Financial integration ensures that the acquired business's financial reporting, controls, and performance metrics are aligned with the buyer's standards. This is critical for effective oversight, performance management, and ultimately, exit planning. Diligence should assess reporting standards, bringing the target's financial reporting in line with the buyer's requirements (e.g., GAAP compliance, specific chart of accounts, monthly reporting cycles), as many LMM businesses may have less sophisticated accounting practices. It also involves evaluating the robustness of internal controls to prevent fraud, ensure data accuracy, and comply with regulatory requirements, with strengthening controls often being a priority post-acquisition. Furthermore, establishing a clear set of operational and financial Key Performance Indicators (KPIs) is crucial to monitor performance, track progress against the investment thesis, and drive accountability, ensuring these KPIs are aligned with the value creation plan. Finally, integrating treasury and cash management practices, including banking relationships, cash flow forecasting, and working capital management, is essential to optimize liquidity and financial efficiency.
Effective financial integration provides the transparency and control necessary to manage the acquired asset actively and make data-driven decisions. It transforms a standalone entity into a seamlessly integrated part of a larger portfolio.
Legal and regulatory compliance is a non-negotiable aspect of diligence and integration. Failure to identify and address compliance gaps can lead to significant financial penalties, reputational damage, and operational disruptions. Diligence should cover a comprehensive review of all material contracts (customer, supplier, employee, lease agreements) to identify change of control clauses, potential liabilities, and opportunities for renegotiation.
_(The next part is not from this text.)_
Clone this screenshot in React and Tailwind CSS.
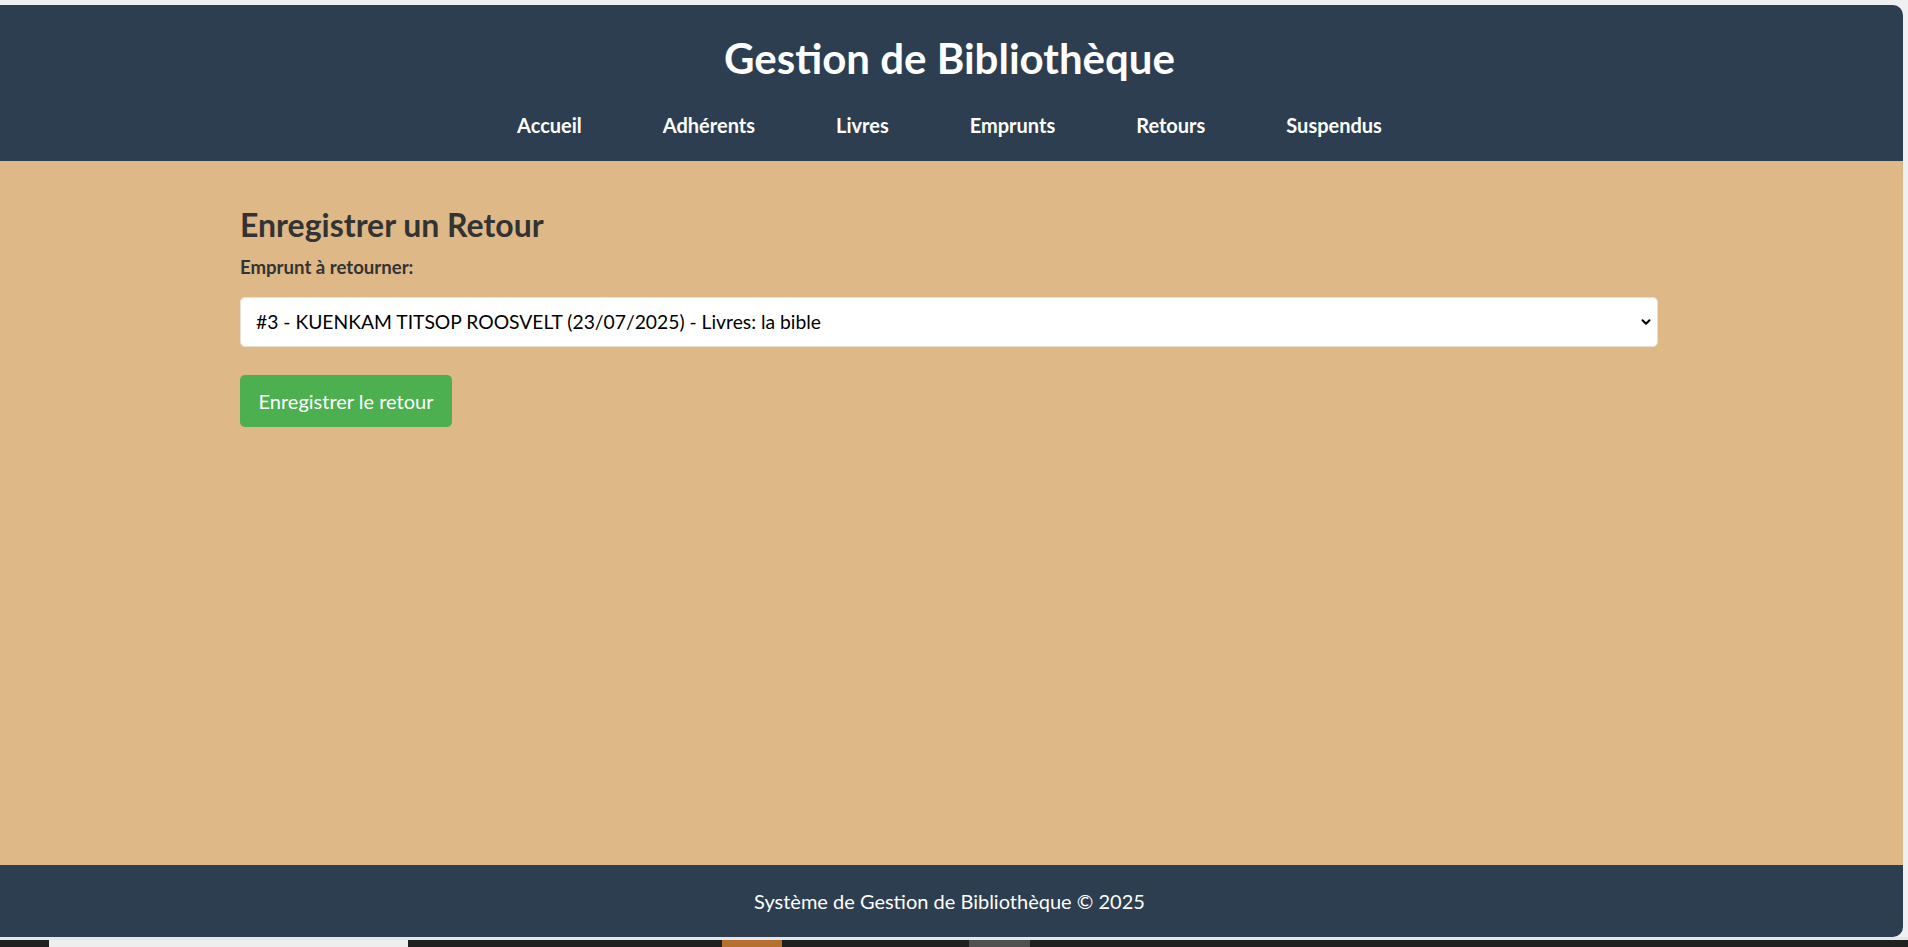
import React, { useState } from "react";
import { ChevronDown } from "lucide-react";

const liens = ["Accueil", "Adhérents", "Livres", "Emprunts", "Retours", "Suspendus"];

const emprunts = [
  { id: 3, nom: "KUENKAM TITSOP ROOSVELT", date: "23/07/2025", livres: "la bible" },
];

const App = () => {
  const [choix, setChoix] = useState(emprunts[0].id);

  return (
    <div className="h-[947px] w-full bg-[#eef0f2] flex flex-col font-['Lato','Liberation_Sans',sans-serif] overflow-hidden">
      <div className="h-[5px] shrink-0" />
      <div className="flex-1 flex min-h-0">
        <div className="w-[1903px] flex flex-col rounded-tr-[10px] rounded-br-[10px] overflow-hidden">
          <header className="h-[156px] shrink-0 bg-[#2c3e50] text-white flex flex-col items-center pr-[4px]">
            <h1 className="mt-[29px] text-[42px] leading-[48px] font-bold">Gestion de Bibliothèque</h1>
            <nav className="mt-[31px] flex gap-[81px]">
              {liens.map((lien) => (
                <a key={lien} href="#" className="text-[20px] leading-[24px] font-bold text-white">
                  {lien}
                </a>
              ))}
            </nav>
          </header>

          <main className="flex-1 bg-[#deb887] pt-[46px]">
            <div className="w-[1418px] ml-[240px]">
              <h2 className="text-[32px] leading-[36px] font-bold text-[#333]">Enregistrer un Retour</h2>
              <label className="block mt-[12px] text-[18.6px] leading-[24px] font-bold text-[#333]">
                Emprunt à retourner:
              </label>
              <div className="relative mt-[18px]">
                <select
                  value={choix}
                  onChange={(e) => setChoix(e.target.value)}
                  className="w-full h-[50px] appearance-none bg-white rounded-[5px] border border-[#e6e0d6] pl-[15px] text-[19.3px] text-black font-['Lato','Liberation_Sans',sans-serif]"
                >
                  {emprunts.map((e) => (
                    <option key={e.id} value={e.id}>
                      #{e.id} - {e.nom} ({e.date}) - Livres: {e.livres}
                    </option>
                  ))}
                </select>
                <ChevronDown
                  size={14}
                  strokeWidth={3.5}
                  className="absolute right-[5px] top-[18px] text-black pointer-events-none"
                />
              </div>
              <button className="mt-[28px] h-[52px] w-[212px] bg-[#4caf50] text-white text-[20px] rounded-[5px]">
                Enregistrer le retour
              </button>
            </div>
          </main>

          <footer className="h-[72px] shrink-0 bg-[#2c3e50] text-white flex items-center justify-center text-[20px] pr-[4px]">
            Système de Gestion de Bibliothèque © 2025
          </footer>
        </div>
      </div>
      <div className="h-[10px] shrink-0 flex flex-col">
        <div className="h-[3px] bg-[#e4e8ec]" />
        <div className="flex-1 bg-[#202020] flex">
          <div className="w-[49px]" />
          <div className="w-[359px] bg-[#eeeeee]" />
          <div className="w-[314px]" />
          <div className="w-[60px] bg-[#b5702f]" />
          <div className="w-[187px]" />
          <div className="w-[61px] bg-[#505050]" />
        </div>
      </div>
    </div>
  );
};

export default App;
It also involves assessing the target's Environmental, Social, and Governance (ESG) practices and identifying any areas of non-compliance or reputational risk, as ESG considerations are increasingly important for investors and stakeholders. Furthermore, evaluating the target's data privacy practices (e.g., GDPR, CCPA compliance) and cybersecurity posture is crucial, as data breaches can be catastrophic. Finally, reviewing employment contracts, HR policies, and compliance with labor laws helps identify potential liabilities or areas requiring harmonization.
Proactive identification of legal and regulatory risks during diligence allows for their mitigation through purchase agreement provisions, indemnities, or pre-closing remediation efforts. A clean legal and regulatory slate is fundamental to a successful acquisition and integration.
Evaluating a lower middle market business is a multifaceted discipline that requires a blend of financial acumen, operational expertise, and strategic foresight. The private equity diligence framework provides a structured, comprehensive approach to de-risking investments and identifying opportunities for substantial value creation. By moving beyond surface-level financials and delving into the core drivers of business performance—from the quality of earnings and revenue sustainability to management depth, competitive moats, and integration risks—investors can make more informed decisions and lay the groundwork for successful post-acquisition execution. In the competitive landscape of the LMM, a rigorous, operator-led diligence process is not just a best practice; it is the ultimate source of competitive advantage.